Jika dilihat lebih detail, ada irisan antara korupsi dan pemenangan pilkada. Sejumlah tersangka mengaku korupsi untuk mengumpulkan modal atau mengembalikan modal pilkada. Dalam kasus korupsi mantan Wali Kota Cimahi Atty Suharti Tochija, pelaku mengakui bahwa motif korupsi adalah untuk keperluan pemenangan pilkada. Atty Suharti mengumpulkan dana pemenangan pilkada dari proyek-proyek infrastruktur daerah.
”Ada irisan antara pilkada dan korupsi. Dari temuan kami, ada relevansi antara politik uang atau pengeluaran ilegal untuk keperluan pilkada yang biayanya besar,” kata Almas.
Ada irisan antara pilkada dan korupsi. Dari temuan kami, ada relevansi antara politik uang atau pengeluaran ilegal untuk keperluan pilkada yang biayanya besar. (Almas Sjafrina)
Kembali ke pilkada tidak langsung
Menjelang berakhirnya masa jabatan anggota DPR periode 2009-2014, pada 26 September 2014, DPR mengesahkan UU Nomor 22 Tahun 2014 tentang Pilkada. UU itu disetujui melalui perdebatan dan proses politik panjang. Argumen yang dijadikan dasar untuk mengubah model pilkada menjadi tidak langsung melalui DPR adalah tingginya biaya pilkada serta banyaknya kasus korupsi yang menjerat kepala daerah yang terpilih melalui pilkada langsung.
Desakan untuk mengevaluasi sistem pilkada itu juga disuarakan oleh ormas Islam Nahdlatul Ulama dan Muhammadiyah. NU dalam musyawarah nasional di Cirebon tahun 2012 meminta pemerintah menghentikan pilkada langsung karena dianggap banyak mudaratnya. Sedangkan Muhammadiyah menyuarakan aspirasinya melalui pernyataan-pernyataan pimpinannya.
Di parlemen, sikap fraksi-fraksi terbelah terhadap perubahan pilkada langsung ke tidak langsung ini. DPR pun akhirnya mengambil keputusan dengan sistem voting. Hasilnya, 226 suara mendukung pilkada tidak langsung melalui DPRD dan 135 suara mendukung pemilihan langsung. Fraksi yang mendukung pemilihan melalui DPRD yaitu Partai Golkar, Partai Keadilan Sejahtera, Partai Amanat Nasional, Partai Persatuan Pembangunan, dan Partai Gerindra. Adapun partai yang mendukung pilkada langsung adalah Partai Demokrasi Indonesia Perjuangan, Partai Kebangkitan Bangsa, dan Partai Hanura.
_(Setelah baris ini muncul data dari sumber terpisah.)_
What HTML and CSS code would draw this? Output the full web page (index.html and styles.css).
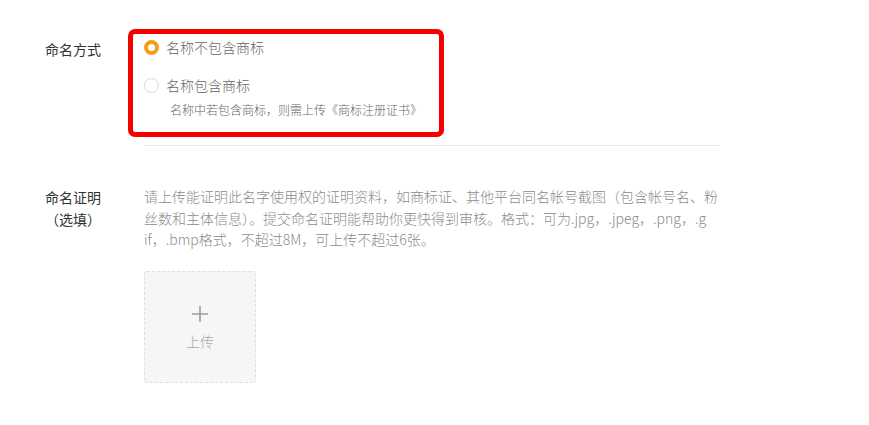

Partai Demokrat yang punya 130 kursi di DPR justru menyatakan walk out. Hanya ada enam anggota Fraksi Partai Demokrat yang tetap mengikuti voting dan memilih pilkada langsung (Kompas, 27 September 2014).
Saat itu, Presiden Susilo Bambang Yudhoyono mendapatkan tekanan keras dari masyarakat sipil dan masyarakat umum. SBY dianggap meninggalkan warisan buruk demokrasi di ujung masa jabatannya. Hanya selang beberapa hari setelah UU disahkan di DPR, SBY kemudian mengeluarkan Peraturan Pemerintah Pengganti Undang-undang (Perppu) Nomor 1 Tahun 2014. Isinya adalah mencabut norma pilkada tidak langsung oleh DPRD dan mempertahankan sistem pilkada langsung.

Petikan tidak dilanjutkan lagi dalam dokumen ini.